I will not compare Biden to Churchill. I will leave that comparison, if appropriate, to future historians. But Biden understands what Mike Johnson, Marjorie Taylor Greene, and Donald Trump do not: That strong international alliances have provided 75 years of relative peace (as measured against wars over the last several centuries). That relative global peace is threatened by Putin’s invasion of Ukraine and Hamas’s stated desire to “obliterate” the nation of Israel.
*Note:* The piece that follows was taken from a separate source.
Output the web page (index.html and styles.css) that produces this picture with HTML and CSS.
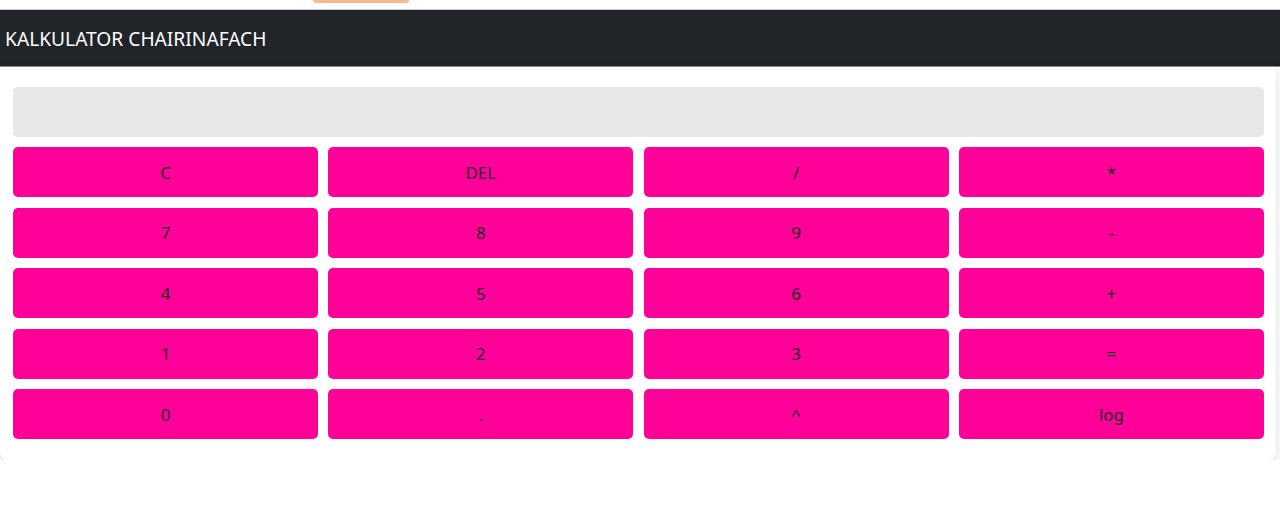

President Biden’s proposal for a $100 billion supplemental aid package is a big request from the American taxpayer and demanding that the aid package be funded in a responsible manner is reasonable. But tying the aid to a windfall for tax cheats that will increase deficits is not reasonable. And we don’t need Winston Churchill to tell us that! We have Joe Biden!
Talk to you tomorrow!
This bears repeating: IMHO, Biden is (however inadvertently) channeling Jesse Jackson.
Let me explain: near the end of his ill-fated bid for the Presidency, Jackson spoke at a news conference (here, I paraphrase);
If I walked on water tonight, tomorrow's tabloid headlines would read "Jesse Jackson can't swim".
Biden has exactly that sort of clarity about himself.
"Pundits are predicting disaster for Joe Biden because his unfavourability ratings are increasing in response to his steadfast support for Israel." Pundits write a lot of silly stuff because they have to crank out columns and grab attention. Biden challenges them because he just goes about doing his job without making many stupid mistakes. Instead of recognizing and applauding that, which would run counter to the herd mentality, they seize whatever straw is handy and go with it. Pundits, like pollsters and consultants, are a distraction rather than a contribution to our political system and are best ignored in the interest of sanity.
Happy Halloween. Mike Johnson is going as a Speaker of the House. I'm betting that the party and his costume are gone by Thanksgiving.